Vous avez mentionné tout à l’heure « Forrest Gump », qui reste à ce jour votre rôle le plus célèbre. Comment l’expliquez-vous ?
Ce fut une surprise pour tout le monde. Le fond de l’histoire n’était pas tant le destin d’un homme qu’une épopée sur les épreuves traversées par l’Amérique entre les années 1950 et 1980. Les gens l’ont vu huit, neuf ou dix fois et continuent de le regarder quand il passe à la télé. Quand Robert Zemeckis et moi tournions les scènes sur le banc, à Savannah, en Géorgie, je lui ai demandé : « Bob, tu es vraiment sûr que le public va s’intéresser à un film sur un type qui raconte son histoire à des inconnus, assis sur un banc ? » La suite lui a donné raison.

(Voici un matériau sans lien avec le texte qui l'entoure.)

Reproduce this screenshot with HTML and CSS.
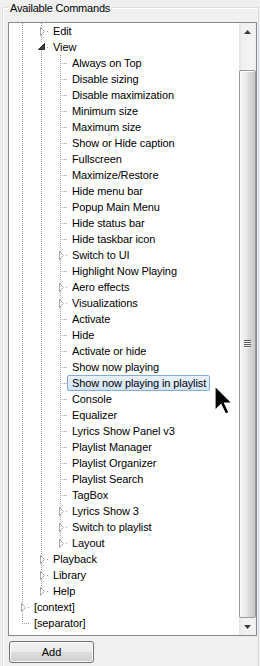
FILE: index.html
```html
<!DOCTYPE html>
<html>
<head>
<meta charset="utf-8">
<link rel="stylesheet" href="styles.css">
</head>
<body>
<div class="group">
  <div class="legend">Available Commands</div>
  <div class="tree">
    <div class="list">
      <div class="row"><span class="g v"></span><span class="c col"><svg class="tri-c" width="6" height="9" viewBox="0 0 6 9"><polygon points="0.5,0.5 0.5,8.5 4.5,4.5"/></svg></span><span class="t">Edit</span></div>
      <div class="row"><span class="g v"></span><span class="c exp"><svg class="tri-e" width="9" height="9" viewBox="0 0 9 9"><polygon points="7.5,1.5 7.5,7.5 1.5,7.5"/></svg></span><span class="t">View</span></div>
      <div class="row"><span class="g v"></span><span class="g v"></span><span class="c leaf"></span><span class="t">Always on Top</span></div>
      <div class="row"><span class="g v"></span><span class="g v"></span><span class="c leaf"></span><span class="t">Disable sizing</span></div>
      <div class="row"><span class="g v"></span><span class="g v"></span><span class="c leaf"></span><span class="t">Disable maximization</span></div>
      <div class="row"><span class="g v"></span><span class="g v"></span><span class="c leaf"></span><span class="t">Minimum size</span></div>
      <div class="row"><span class="g v"></span><span class="g v"></span><span class="c leaf"></span><span class="t">Maximum size</span></div>
      <div class="row"><span class="g v"></span><span class="g v"></span><span class="c leaf"></span><span class="t">Show or Hide caption</span></div>
      <div class="row"><span class="g v"></span><span class="g v"></span><span class="c leaf"></span><span class="t">Fullscreen</span></div>
      <div class="row"><span class="g v"></span><span class="g v"></span><span class="c leaf"></span><span class="t">Maximize/Restore</span></div>
      <div class="row"><span class="g v"></span><span class="g v"></span><span class="c leaf"></span><span class="t">Hide menu bar</span></div>
      <div class="row"><span class="g v"></span><span class="g v"></span><span class="c leaf"></span><span class="t">Popup Main Menu</span></div>
      <div class="row"><span class="g v"></span><span class="g v"></span><span class="c leaf"></span><span class="t">Hide status bar</span></div>
      <div class="row"><span class="g v"></span><span class="g v"></span><span class="c leaf"></span><span class="t">Hide taskbar icon</span></div>
      <div class="row"><span class="g v"></span><span class="g v"></span><span class="c col"><svg class="tri-c" width="6" height="9" viewBox="0 0 6 9"><polygon points="0.5,0.5 0.5,8.5 4.5,4.5"/></svg></span><span class="t">Switch to UI</span></div>
      <div class="row"><span class="g v"></span><span class="g v"></span><span class="c leaf"></span><span class="t">Highlight Now Playing</span></div>
      <div class="row"><span class="g v"></span><span class="g v"></span><span class="c col"><svg class="tri-c" width="6" height="9" viewBox="0 0 6 9"><polygon points="0.5,0.5 0.5,8.5 4.5,4.5"/></svg></span><span class="t">Aero effects</span></div>
      <div class="row"><span class="g v"></span><span class="g v"></span><span class="c col"><svg class="tri-c" width="6" height="9" viewBox="0 0 6 9"><polygon points="0.5,0.5 0.5,8.5 4.5,4.5"/></svg></span><span class="t">Visualizations</span></div>
      <div class="row"><span class="g v"></span><span class="g v"></span><span class="c leaf"></span><span class="t">Activate</span></div>
      <div class="row"><span class="g v"></span><span class="g v"></span><span class="c leaf"></span><span class="t">Hide</span></div>
      <div class="row"><span class="g v"></span><span class="g v"></span><span class="c leaf"></span><span class="t">Activate or hide</span></div>
      <div class="row"><span class="g v"></span><span class="g v"></span><span class="c leaf"></span><span class="t">Show now playing</span></div>
      <div class="row"><span class="g v"></span><span class="g v"></span><span class="c leaf"></span><span class="t sel">Show now playing in playlist</span></div>
      <div class="row"><span class="g v"></span><span class="g v"></span><span class="c leaf"></span><span class="t">Console</span></div>
      <div class="row"><span class="g v"></span><span class="g v"></span><span class="c leaf"></span><span class="t">Equalizer</span></div>
      <div class="row"><span class="g v"></span><span class="g v"></span><span class="c leaf"></span><span class="t">Lyrics Show Panel v3</span></div>
      <div class="row"><span class="g v"></span><span class="g v"></span><span class="c leaf"></span><span class="t">Playlist Manager</span></div>
      <div class="row"><span class="g v"></span><span class="g v"></span><span class="c leaf"></span><span class="t">Playlist Organizer</span></div>
      <div class="row"><span class="g v"></span><span class="g v"></span><span class="c leaf"></span><span class="t">Playlist Search</span></div>
      <div class="row"><span class="g v"></span><span class="g v"></span><span class="c leaf"></span><span class="t">TagBox</span></div>
      <div class="row"><span class="g v"></span><span class="g v"></span><span class="c col"><svg class="tri-c" width="6" height="9" viewBox="0 0 6 9"><polygon points="0.5,0.5 0.5,8.5 4.5,4.5"/></svg></span><span class="t">Lyrics Show 3</span></div>
      <div class="row"><span class="g v"></span><span class="g v"></span><span class="c col"><svg class="tri-c" width="6" height="9" viewBox="0 0 6 9"><polygon points="0.5,0.5 0.5,8.5 4.5,4.5"/></svg></span><span class="t">Switch to playlist</span></div>
      <div class="row"><span class="g v"></span><span class="g v"></span><span class="c col last"><svg class="tri-c" width="6" height="9" viewBox="0 0 6 9"><polygon points="0.5,0.5 0.5,8.5 4.5,4.5"/></svg></span><span class="t">Layout</span></div>
      <div class="row"><span class="g v"></span><span class="c col"><svg class="tri-c" width="6" height="9" viewBox="0 0 6 9"><polygon points="0.5,0.5 0.5,8.5 4.5,4.5"/></svg></span><span class="t">Playback</span></div>
      <div class="row"><span class="g v"></span><span class="c col"><svg class="tri-c" width="6" height="9" viewBox="0 0 6 9"><polygon points="0.5,0.5 0.5,8.5 4.5,4.5"/></svg></span><span class="t">Library</span></div>
      <div class="row"><span class="g v"></span><span class="c col last"><svg class="tri-c" width="6" height="9" viewBox="0 0 6 9"><polygon points="0.5,0.5 0.5,8.5 4.5,4.5"/></svg></span><span class="t">Help</span></div>
      <div class="row"><span class="c col"><svg class="tri-c" width="6" height="9" viewBox="0 0 6 9"><polygon points="0.5,0.5 0.5,8.5 4.5,4.5"/></svg></span><span class="t">[context]</span></div>
      <div class="row"><span class="c leaf last"></span><span class="t">[separator]</span></div>
    </div>
    <div class="sb">
      <div class="sb-btn"><svg width="7" height="4" viewBox="0 0 7 4"><polygon points="3.5,0 7,4 0,4"/></svg></div>
      <div class="sb-track"></div>
      <div class="thumb"><div class="grip"></div></div>
      <div class="sb-btn"><svg width="7" height="4" viewBox="0 0 7 4"><polygon points="0,0 7,0 3.5,4"/></svg></div>
    </div>
  </div>
  <div class="btn">Add</div>
</div>
<svg class="cursor" width="20" height="31" viewBox="0 0 20 31"><polygon points="1,1 1,25.5 7,19.5 11.5,29 15,27.5 10.5,18 18,18" /></svg>
</body>
</html>
```
FILE: styles.css
```css
html, body { margin: 0; }
body {
  background: #f0f0f0;
  font: 11px "Liberation Sans", Arial, sans-serif;
  color: #000;
  width: 260px;
  height: 666px;
  overflow: hidden;
  position: relative;
}
.group {
  margin: 7px 1px 0 2px;
  border: 1px solid #d5dfe5;
  border-bottom: none;
  height: 659px;
  box-sizing: border-box;
  display: flex;
  flex-direction: column;
  box-shadow: inset 1px 1px 0 #fff;
}
.legend {
  align-self: flex-start;
  margin: -6px 0 0 5px;
  padding: 0 2px;
  background: #f0f0f0;
  line-height: 13px;
  letter-spacing: -0.2px;
}
.tree {
  margin: 7px 1px 0 5px;
  height: 614px;
  box-sizing: border-box;
  border: 1px solid #828790;
  background: #fff;
  display: flex;
}
.list {
  flex: 1;
  padding-left: 4px;
  overflow: hidden;
  min-width: 0;
}
.row {
  display: flex;
  height: 16px;
  white-space: nowrap;
}
.g, .c {
  flex: none;
  position: relative;
  height: 16px;
}
.g { width: 19px; }
.c { width: 16px; }
.g.v::before, .c::before {
  content: "";
  position: absolute;
  left: 9px;
  top: 0;
  width: 1px;
  height: 16px;
  background: repeating-linear-gradient(to bottom, #a0a0a0 0 1px, transparent 1px 2px);
}
.c.last::before { height: 9px; }
.c.leaf::after {
  content: "";
  position: absolute;
  left: 11px;
  top: 8px;
  width: 5px;
  height: 1px;
  background: repeating-linear-gradient(to right, #a0a0a0 0 1px, transparent 1px 2px);
}
.c.col::after, .c.exp::after {
  content: "";
  position: absolute;
  left: 15px;
  top: 8px;
  width: 1px;
  height: 1px;
  background: #a0a0a0;
}
.tri-c {
  position: absolute;
  left: 8px;
  top: 4px;
  display: block;
}
.tri-c polygon { fill: #fff; stroke: #a6a6a6; stroke-width: 1; }
.tri-e {
  position: absolute;
  left: 5px;
  top: 3px;
  display: block;
  background: #fff;
}
.tri-e polygon { fill: #404040; stroke: #262626; stroke-width: 1; stroke-linejoin: miter; }
.t {
  height: 16px;
  box-sizing: border-box;
  border: 1px solid transparent;
  padding: 0 3px 0 4px;
  line-height: 14px;
  letter-spacing: -0.1px;
}
.t.sel {
  border-color: #84acdd;
  border-radius: 2px;
  background: linear-gradient(#eaf2fd, #d2e4fb);
}
.sb {
  width: 17px;
  flex: none;
  display: flex;
  flex-direction: column;
  background: linear-gradient(to right, #e4e4e4, #f1f1f1 20%, #f4f4f4 80%, #ececec);
}
.sb-btn {
  height: 17px;
  flex: none;
  display: flex;
  align-items: center;
  justify-content: center;
}
.sb-btn svg { display: block; fill: #3c3c3c; }
.sb-track { height: 30px; flex: none; }
.thumb {
  flex: 1;
  box-sizing: border-box;
  border: 1px solid #979797;
  border-radius: 2px;
  background: linear-gradient(to right, #f5f5f5 0%, #ececec 40%, #dcdcdc 55%, #c9c9c9 100%);
  box-shadow: inset 1px 1px 0 #fcfcfc;
  display: flex;
  align-items: center;
  justify-content: center;
}
.grip {
  width: 7px;
  height: 8px;
  background: repeating-linear-gradient(to bottom, #555 0 1px, #f8f8f8 1px 2px);
}
.btn {
  align-self: flex-start;
  margin: 5px 0 0 6px;
  width: 85px;
  height: 22px;
  box-sizing: border-box;
  border: 1px solid #707070;
  border-radius: 3px;
  background: linear-gradient(#f2f2f2 0%, #ebebeb 50%, #dddddd 51%, #cfcfcf 100%);
  box-shadow: inset 0 0 0 1px #fbfbfb;
  text-align: center;
  line-height: 20px;
}
.cursor {
  position: absolute;
  left: 214px;
  top: 385px;
}
.cursor polygon { fill: #000; stroke: #fff; stroke-width: 1.2; stroke-linejoin: miter; }
```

Dans le film, Elvis évoque souvent cette « musique qui le rend heureux ». Et vous, quel est le cinéma qui vous rend heureux ?
Je ne suis pas du genre nostalgique à me réfugier dans les films que j’ai déjà vus ; j’ai besoin de découvrir de nouvelles choses. Mais ce qui me rend heureux, ce sont les films tirés d’une histoire vraie et qui sont divertissants. Récemment, l’œuvre de ce genre qui m’a le plus passionné est la série Chernobyl. J’ai adoré son authenticité. Personne d’autre que Jared Harris n’aurait pu jouer cette fascinante scène d’audience où il explique le fonctionnement de l’énergie nucléaire et termine en disant : « C’est ici que nous avons menti, collectivement. » Quand je vois ce genre de scène, je suis au paradis. Et si je devais citer un film récent, je dirais Julie (en 12 chapitres).
L’Amérique a-t-elle besoin d’un nouvel Elvis ?
Un nouvel Elvis, ce n’est plus possible, mais je veux être optimiste, et j’ai l’espoir qu’un jour quelqu’un saura imposer une nouvelle philosophie dans ce pays, lui rappeler l’importance de la vérité et des faits. Et qu’il faut se méfier des discours démagogiques de ceux qui vous promettent la sécurité ou qui vous disent tout ce que vous avez envie d’entendre. Vous savez, ce : « Je te donnerai ce que tu veux, si tu écoutes et fais tout ce que je dis. » C’est un discours qui a toujours un prix.